"All Bathwater, No Baby: Expressive Theories of Punishment and the Death Penalty"

The title of this post is the title of this notable new paper authored by Susan Bandes now available via SSRN. Here is its abstract:

In Courting Death: The Supreme Court and Capital Punishment, Carol Steiker and Jordan Steiker offer a richly textured and fair-minded account of the fraught relationship between capital punishment and the United States Supreme Court.  As the book convincingly illustrates, capital punishment doctrine often serves as little more than window dressing, providing a false sense of coherence and legal legitimacy to prop up a regime that is both arbitrary and discriminatory. Although the book is clear-eyed and appropriately unsentimental, the authors hold out hope that a principled capital jurisprudence is possible.  They seek to distinguish the factors that ought to animate the Court’s jurisprudence from those that are illegitimate.

This review of Courting Death proceeds in three parts.  Part I describes the book’s main arguments. Part II explores the limits of employing legal doctrinal tools to shed light on the forces that shape and sustain capital punishment in the United States. In particular, it explores the implicit question underlying the Steikers’ critique: is there a path toward a principled capital jurisprudence?  Part III focuses on so-called “expressive” theories of punishment, which emphasize the symbolic, communicative importance of the death penalty.

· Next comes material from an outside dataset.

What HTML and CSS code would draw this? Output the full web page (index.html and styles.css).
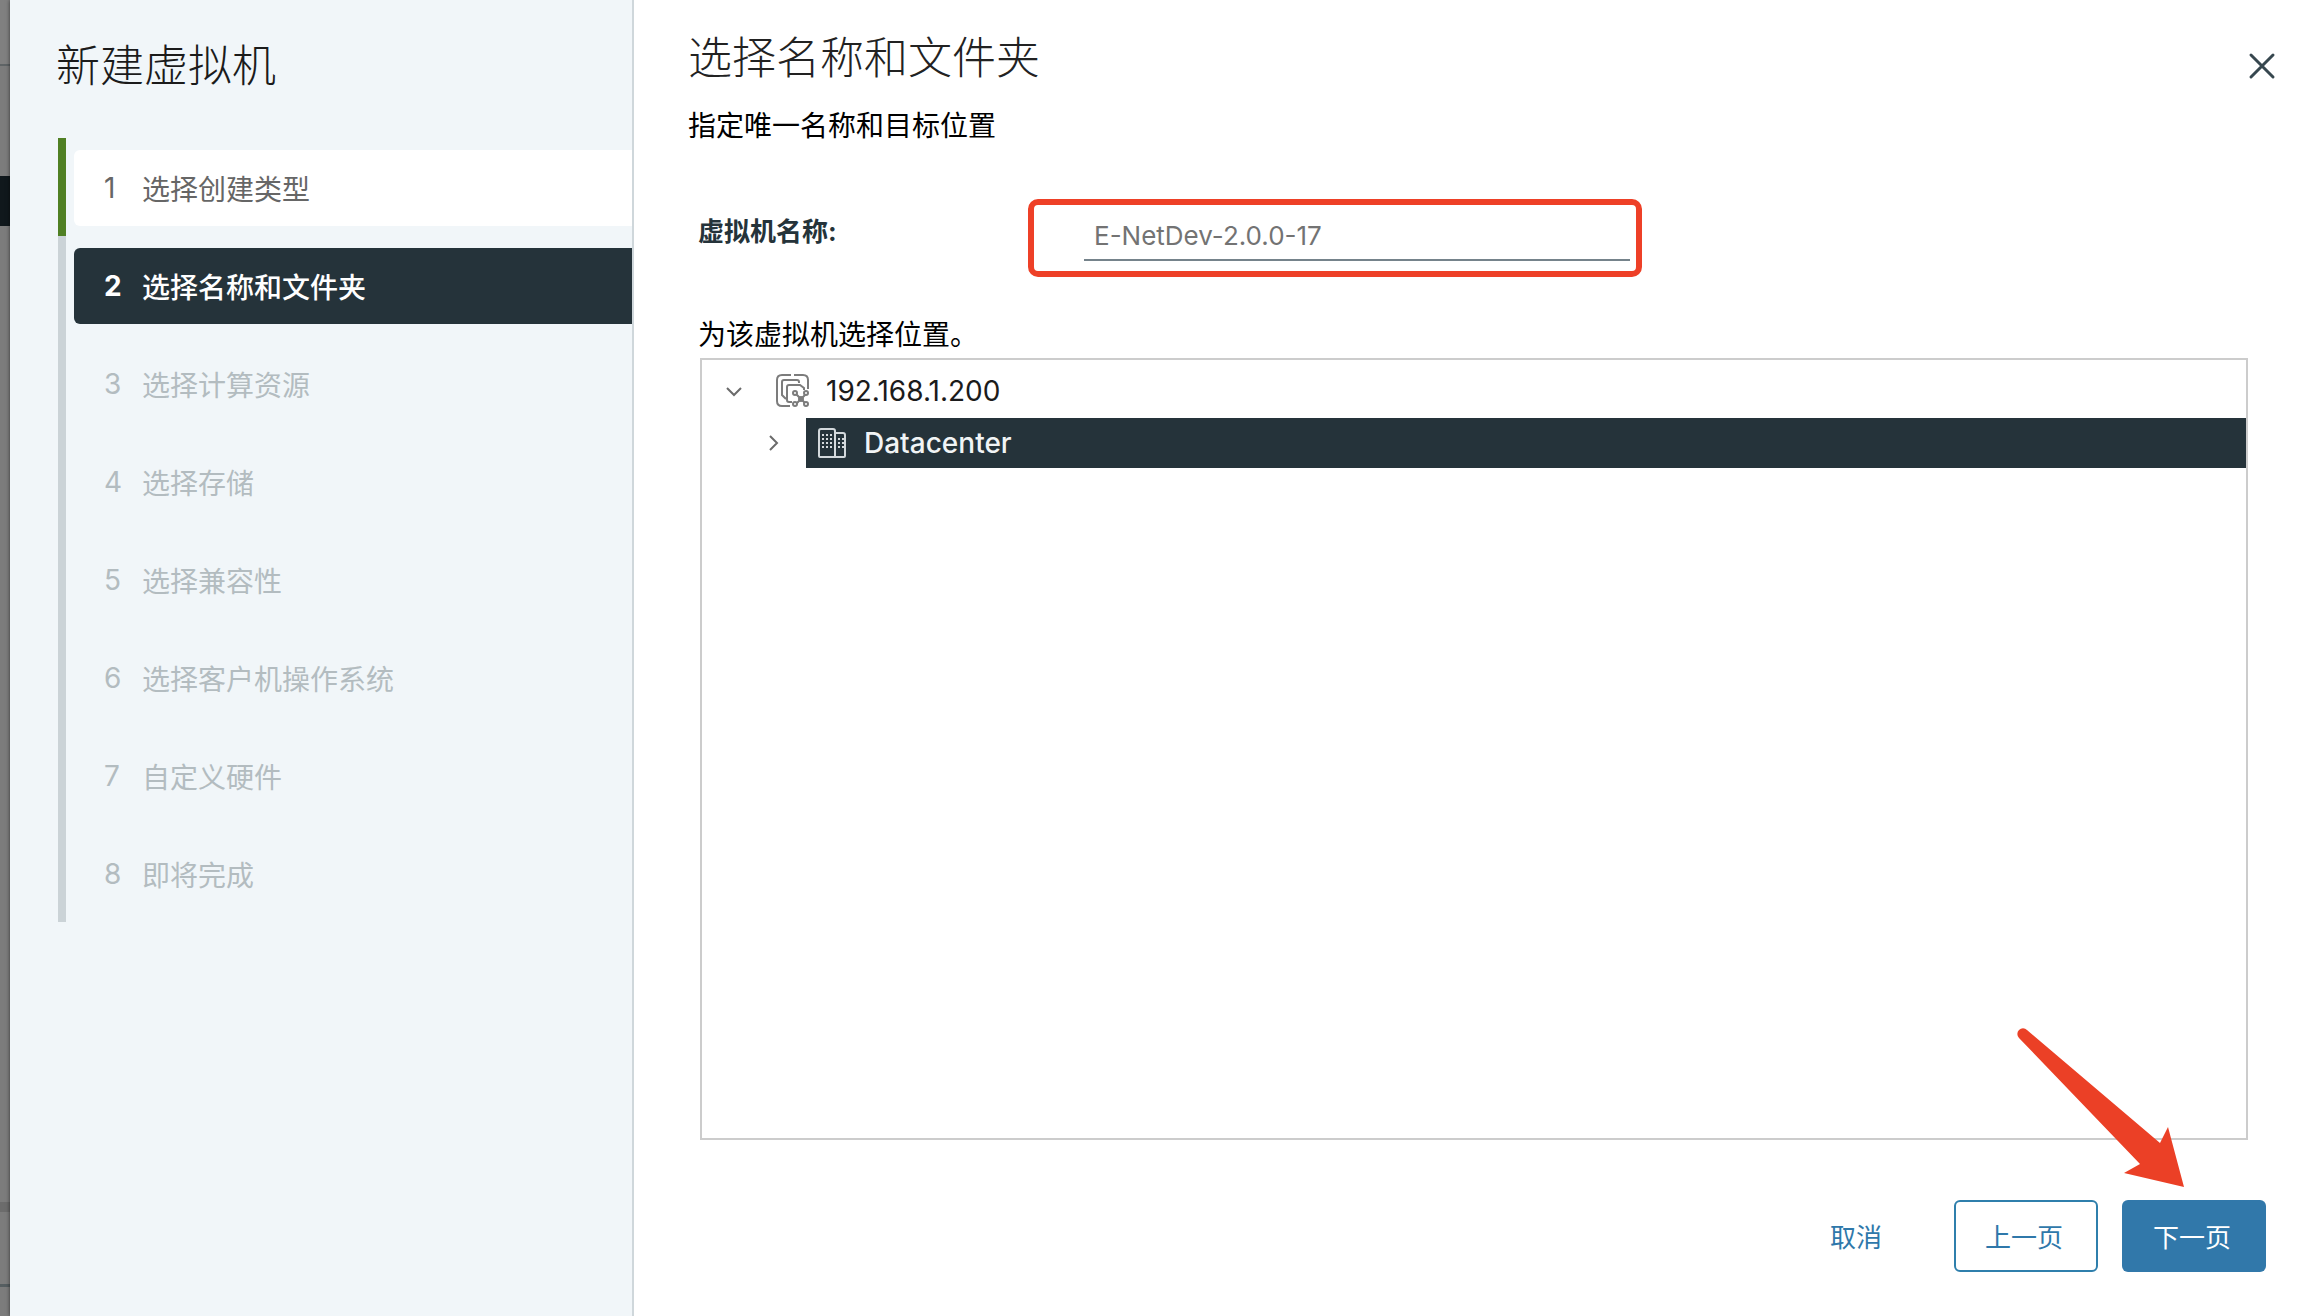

It argues that expressive punishment theory has become a grab bag of poorly differentiated concepts that too often obfuscate rather than illuminate the death penalty debate.  It then returns to the topic of Part II, exploring the difficulty of distinguishing “off-limits” or “extra-legal” political and emotional influences from appropriate legal influences on the death penalty debate.  The review concludes that once all these arguably illegitimate influences are stripped away, a coherent, principled doctrinal capital punishment doctrine is not possible.